To help tackle this problem, we teamed up with NOAA to train a deep neural network that automatically identifies which whale species are calling in these very long underwater recordings, starting with humpback whales. The effort fits into our AI for Social Good program, applying the latest in machine learning to the world’s biggest social, humanitarian and environmental challenges.
The problem of picking out humpback whale songs underwater is particularly difficult to solve for several reasons. Underwater noise conditions can vary: for example, the presence of rain or boat noises can confuse a machine learning model. The distance between a recorder and the whales can cause the calls to be very faint. Finally, humpback whale calls are particularly difficult to classify because they are not stereotyped like blue or fin whale calls—instead, humpbacks produce complex songs and a variety of vocalizations that change over time.

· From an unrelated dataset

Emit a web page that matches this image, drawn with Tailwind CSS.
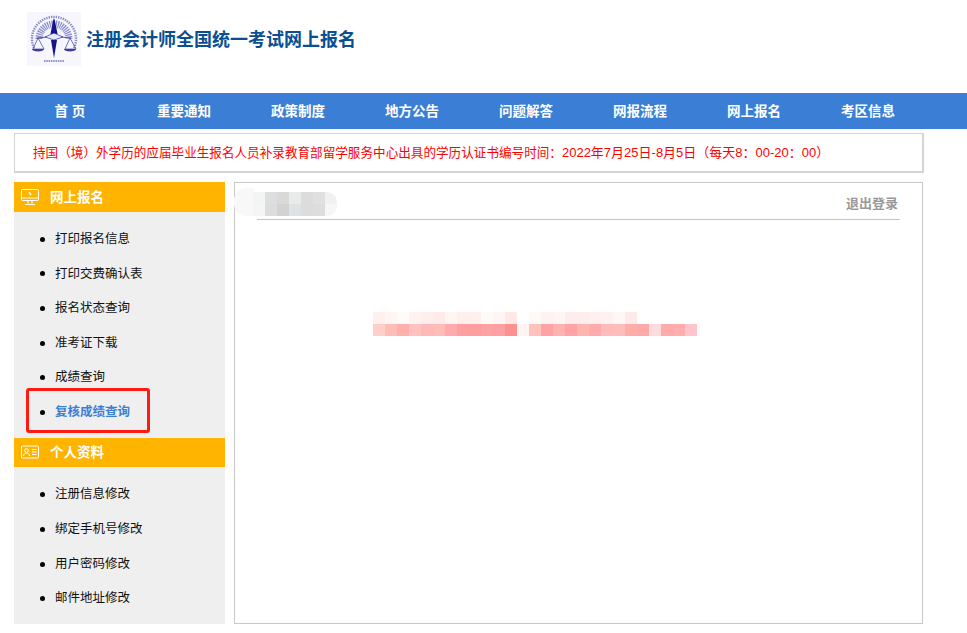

We decided to leverage Google’s existing work on large-scale sound classification and train a humpback whale classifier on NOAA’s partially annotated underwater data set. We started by turning the underwater audio data into a visual representation of the sound called a spectrogram, and then showed our algorithm many example spectrograms that were labeled with the correct species name. The more examples we can show it, the better our algorithm gets at automatically identifying those sounds. For a deeper dive (ahem) into the techniques we used, check out our Google AI blog post.
Now that we can find and identify humpback whales in recordings, it allows us to understand where they are and where they are going—as shown by the animation below.
In the future, we plan to use our classifier to help NOAA better understand humpback whales by identifying changes in breeding location or migration paths, changes in relative abundance (which can be related to human activity), changes in song over the years and differences in song between populations. This could also help directly protect whales by advising vessels to modify their routes when a lot of whales are present in a certain area. Such work is already being done for right whales, which are easier to monitor because of their relatively simple sounds.
The ocean is big and humpback whales are not the only ones to make noise, so we also started training our classifier on more species sounds (like the southern resident killer whale, which is critically endangered). We can’t see the species that live underwater, but we can hear a lot of them. With the help of machine learning, we hope that one day we can detect and classify a lot of these species sounds, giving biologists around the world the information needed to better understand and protect them.